February 22, 2011 – "In Deep Water: The Gulf Oil Spill Disaster and the Future of Offshore Drilling in the U.S."
Cherry A. Murray, Dean, Harvard School of Engineering and Applied Sciences and Member, National Commission on the BP Deepwater Horizon Oil Spill and Offshore Drilling
On April 20, 2010 the U.S. faced the worst accidental oil spill—and by some assessments—environmental disaster in the history of the country. The Transocean Deepwater Horizon rig, 41 miles off the coast of Louisiana, blew up, killing 11 and leaking millions of gallons of oil into the Gulf of Mexico.
As the National Commission on the BP Deepwater Horizon Oil Spill and Offshoring Drilling wraps up its investigative report, Commission member Cherry A. Murray will offer a rare insider's look on carrying out President Obama's charge to "follow the facts wherever they led."
Rich Sears, who served as the Senior Science and Engineering Advisor on the Commission and is a former VP of Deepwater Services at Royal Dutch Shell, will then give a primer on such wells are drilled and explore the what and why of the blowout that doomed the Deepwater Horizon.
Murray will conclude with a summary of the recommendations given by the Commission to the U.S. Congress and the oil/gas industries. Both will answer questions about the lessons learned from the accident and suggest ways to move forward.
About Dean Murray
Cherry A. Murray, who has led some of the nation's most brilliant scientists and engineers as an executive at Bell Laboratories and the Lawrence Livermore National Laboratory, was appointed dean of Harvard University's School of Engineering and Applied Sciences (SEAS), on July 1, 2009. She also holds the the John A. and Elizabeth S. Armstrong Professorship of Engineering and Applied Sciences.
Previously, Murray served as principal associate director for science and technology at Lawrence Livermore National Laboratory in Livermore, Calif., where she lead 3,500 employees in providing core science and technology support for Lawrence Livermore's major programs. She is the current president of the American Physical Society (APS).
Before joining Lawrence Livermore in 2004, Murray had a long and distinguished career at the famed Bell Laboratories, home to creative researchers who went on to win numerous Nobel Prizes, garner tens of thousands of patents, and invent revolutionary technologies such as the laser and the transistor.
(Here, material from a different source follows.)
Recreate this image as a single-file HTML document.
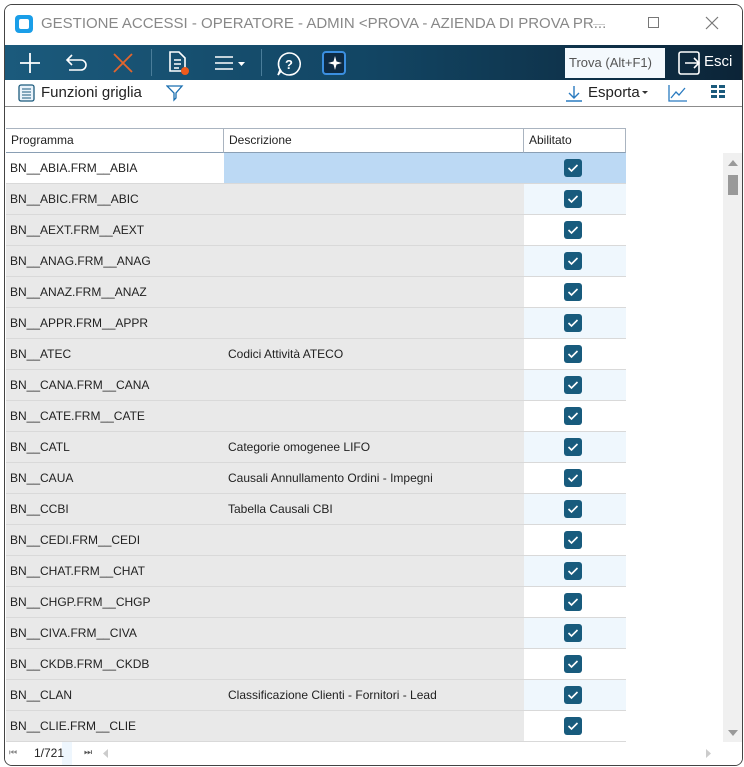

She was hired into Bell in 1978 as a staff scientist, marking the beginning of a career that culminated in her position as senior vice president for physical sciences and wireless research.
Murray was elected to the National Academy of Sciences in 1999, to the American Academy of Arts and Sciences in 2001, and to the National Academy of Engineering in 2002. She has served on more than 80 national and international scientific advisory committees, governing boards, and National Research Council (NRC) panels, including chairing the Division of Engineering and Physical Science of the NRC, and serving on the visiting committee for Harvard's Department of Physics from 1993 to 2004.
A celebrated experimentalist, Murray is well-known for her scientific accomplishments using light scattering, an experimental technique where photons are fired at a target of interest. Scientists can then gather insights into surface physics and photonic behavior by analyzing the spray of photons in various directions from such collisions.
She is also a leader in the study of soft condensed matter and complex fluids, hybrid materials that show properties of different phases of matter. The control of suspensions, foams, and emulsions has application for the development of everything from novel drug delivery systems to "lab-on-a-chip" devices.
In 1989, Murray won the APS's Maria Goeppert-Mayer Award for outstanding achievement by a woman physicist in the early years of her career, and in 2005, she was awarded APS's George E. Pake Prize in recognition of outstanding work combining original research accomplishments with leadership and development in industry. In 2002, Discover Magazine named her one of the "50 Most Important Women in Science."